Nancy Averett in the website of the University of Chicago:
When Husain Sattar, MD, took a leave of absence from medical school to study Arabic and Islamic spirituality in Islamabad, Pakistan, he spent his days in a classroom that had walls made of clay and would heat up to 120 degrees in the summer. In the winter, the unheated classrooms were freezing — Islamabad sits at the foothills of the Himalayas — and Sattar, who was born and raised in the Chicago suburbs, sat on the floor with the other students shivering and dreaming of summer.
It was a far cry from the University of Chicago, where he earned his undergraduate and medical degrees and later did his internship, residency and fellowship. Besides the lack of creature comforts, his instructors did not have fancy diplomas from prestigious universities.

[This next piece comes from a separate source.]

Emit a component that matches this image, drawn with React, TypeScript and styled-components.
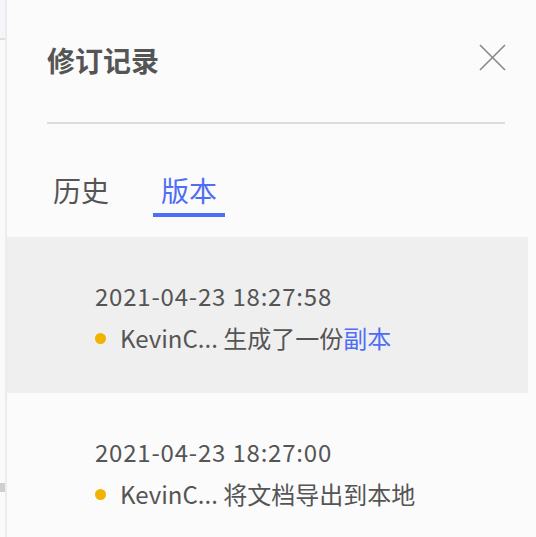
import React from "react";
import styled, { createGlobalStyle } from "styled-components";

const GlobalStyle = createGlobalStyle`
  html, body { margin: 0; padding: 0; background: #fbfbfb; }
  body { font-family: "Noto Sans CJK SC", "Noto Sans", sans-serif; }
  * { box-sizing: border-box; }
`;

const Page = styled.div`
  display: flex;
  width: 536px;
  height: 537px;
  overflow: hidden;
  background: #fbfbfb;
`;

const Strip = styled.div`
  width: 5px;
  display: flex;
  flex-direction: column;
  background: #fafafa;
`;

const StripPart = styled.div<{ $h: number; $bg: string }>`
  height: ${(p) => p.$h}px;
  flex-shrink: 0;
  background: ${(p) => p.$bg};
`;

const Edge = styled.div`
  width: 2px;
  background: #ececec;
`;

const Panel = styled.div`
  flex: 1;
  display: flex;
  flex-direction: column;
  background: #fbfbfb;
  color: #555;
  & > * { flex-shrink: 0; }
`;

const Header = styled.div`
  display: flex;
  align-items: center;
  justify-content: space-between;
  height: 40px;
  margin-top: 40px;
  padding: 0 31px 0 40px;
`;

const Title = styled.h1`
  margin: 0;
  font-size: 28px;
  font-weight: 700;
  line-height: 40px;
  color: #555;
`;

const Close = styled.button`
  width: 28px;
  height: 28px;
  padding: 0;
  margin: 0 -1px 6px 0;
  border: none;
  background: none;
  display: flex;
  align-items: center;
  justify-content: center;
  cursor: pointer;
`;

const Divider = styled.div`
  height: 2px;
  margin: 42px 31px 0 40px;
  background: #dcdcdc;
`;

const Tabs = styled.div`
  display: flex;
  gap: 36px;
  margin: 48px 0 0 38px;
`;

const Tab = styled.div<{ $active?: boolean }>`
  padding: 0 8px 5px;
  font-size: 28px;
  line-height: 36px;
  color: ${(p) => (p.$active ? "#4f6ef5" : "#555")};
  border-bottom: 4px solid ${(p) => (p.$active ? "#4f6ef5" : "transparent")};
`;

const List = styled.div`
  margin: 20px 8px 0 0;
  display: flex;
  flex-direction: column;
  & > * { flex-shrink: 0; }
`;

const Item = styled.div<{ $selected?: boolean }>`
  height: 156px;
  padding: 44px 0 0 88px;
  background: ${(p) => (p.$selected ? "#efefef" : "transparent")};
`;

const DateLine = styled.div`
  font-size: 24px;
  letter-spacing: 0.8px;
  line-height: 30px;
  color: #555;
`;

const Action = styled.div`
  display: flex;
  align-items: center;
  margin-top: 12px;
  font-size: 24px;
  line-height: 30px;
  color: #555;
  white-space: nowrap;
`;

const Dot = styled.span`
  width: 11px;
  height: 11px;
  border-radius: 50%;
  background: #f0b400;
  margin-right: 14px;
  flex-shrink: 0;
`;

const Link = styled.span`
  color: #4f6ef5;
`;

export default function App() {
  return (
    <>
      <GlobalStyle />
      <Page>
        <Strip>
          <StripPart $h={38} $bg="#f4f6f9" />
          <StripPart $h={2} $bg="#dedede" />
          <StripPart $h={443} $bg="#fafafa" />
          <StripPart $h={9} $bg="#cfcfcf" />
        </Strip>
        <Edge />
        <Panel>
          <Header>
            <Title>修订记录</Title>
            <Close aria-label="close">
              <svg width="27" height="27" viewBox="0 0 27 27">
                <path d="M1 1L26 26M26 1L1 26" stroke="#888" strokeWidth="1.6" fill="none" />
              </svg>
            </Close>
          </Header>
          <Divider />
          <Tabs>
            <Tab>历史</Tab>
            <Tab $active>版本</Tab>
          </Tabs>
          <List>
            <Item $selected>
              <DateLine>2021-04-23 18:27:58</DateLine>
              <Action>
                <Dot />
                KevinC... 生成了一份<Link>副本</Link>
              </Action>
            </Item>
            <Item>
              <DateLine>2021-04-23 18:27:00</DateLine>
              <Action>
                <Dot />
                KevinC... 将文档导出到本地
              </Action>
            </Item>
          </List>
        </Panel>
      </Page>
    </>
  );
}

But there was a Pakistani teacher who made an impression on Sattar — one that planted the seed for Sattar’s wildly successful textbook and video series on pathology known as Pathoma.

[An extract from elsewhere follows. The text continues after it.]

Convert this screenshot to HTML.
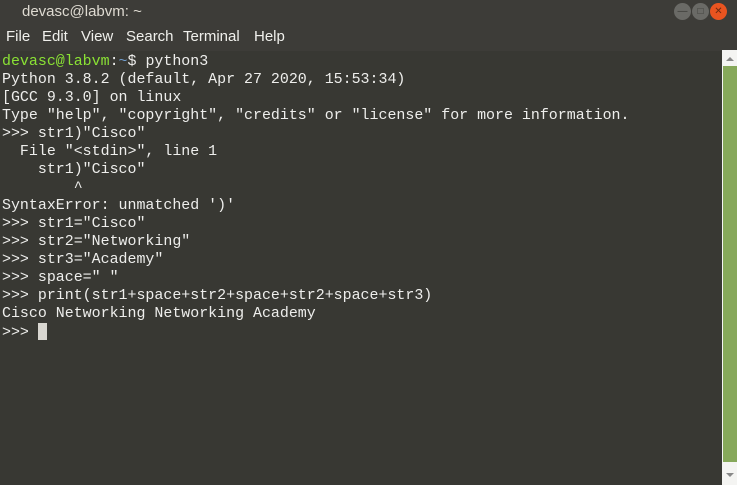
<!DOCTYPE html>
<html><head><style>
body{margin:0;width:737px;height:485px;overflow:hidden;background:#383833;font-family:"Liberation Sans","DejaVu Sans",sans-serif;position:relative}
#title{position:absolute;left:0;top:0;width:737px;height:25px;background:#3d3c38;color:#dfdbd2;font-size:15px}
#title span{position:absolute;left:22px;top:3px}
#menu{position:absolute;left:0;top:25px;width:737px;height:26px;background:#3d3c38;color:#f0f0ec;font-size:15px}
#menu span{position:absolute;top:3px}
.btn{position:absolute;top:3px;width:17px;height:17px;border-radius:50%;background:#6a6a66;color:#3a3a36;font-size:10px;text-align:center;line-height:17px}
#term{position:absolute;left:2px;top:53px;font-family:"Liberation Mono",monospace;font-size:14.95px;line-height:18px;color:#eeeeec;white-space:pre;margin:0}
.g{color:#8ae234}.b{color:#729fcf}
#sb{position:absolute;left:722px;top:50px;width:15px;height:435px;background:#f4f4f2}
#thumb{position:absolute;left:723px;top:66px;width:14px;height:396px;background:#86a85a}
.cur{display:inline-block;width:9px;height:17px;background:#d8d6d0;vertical-align:-4px}
</style></head><body>
<div id="title"><span>devasc@labvm: ~</span>
<div class="btn" style="left:674px">—</div>
<div class="btn" style="left:692px">□</div>
<div class="btn" style="left:710px;background:#e95420;color:#6a2a10">✕</div>
</div>
<div id="menu"><span style="left:6px">File</span><span style="left:42px">Edit</span><span style="left:81px">View</span><span style="left:126px">Search</span><span style="left:183px">Terminal</span><span style="left:254px">Help</span></div>
<pre id="term"><span class="g">devasc@labvm</span>:<span class="b">~</span>$ python3
Python 3.8.2 (default, Apr 27 2020, 15:53:34)
[GCC 9.3.0] on linux
Type "help", "copyright", "credits" or "license" for more information.
&gt;&gt;&gt; str1)"Cisco"
  File "&lt;stdin&gt;", line 1
    str1)"Cisco"
        ^
SyntaxError: unmatched ')'
&gt;&gt;&gt; str1="Cisco"
&gt;&gt;&gt; str2="Networking"
&gt;&gt;&gt; str3="Academy"
&gt;&gt;&gt; space=" "
&gt;&gt;&gt; print(str1+space+str2+space+str2+space+str3)
Cisco Networking Networking Academy
&gt;&gt;&gt; <span class="cur"></span></pre>
<div id="sb"></div>
<div id="thumb"></div>
<div style="position:absolute;left:726px;top:57px;width:0;height:0;border-left:4px solid transparent;border-right:4px solid transparent;border-bottom:4px solid #888"></div>
<div style="position:absolute;left:726px;top:473px;width:0;height:0;border-left:4px solid transparent;border-right:4px solid transparent;border-top:4px solid #888"></div>
</body></html>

“This teacher always came to class without notes,” Sattar said, recalling the instructor with the gray beard who smiled often and dressed in the traditional Pakistani garb of loose pants and tunic-like shirt. “He would say, ‘If I can’t tell you about it from the top of my head, then I shouldn’t be telling you about it at all.’” The man lectured passionately, as if there were 3,000 people in the room instead of eight, but what the young American medical student found most impressive was his skill distilling colossal amounts of material. “He had this ability to take vast amounts of information and summarize it in the most eloquent, simple, principle-based method,” Sattar said.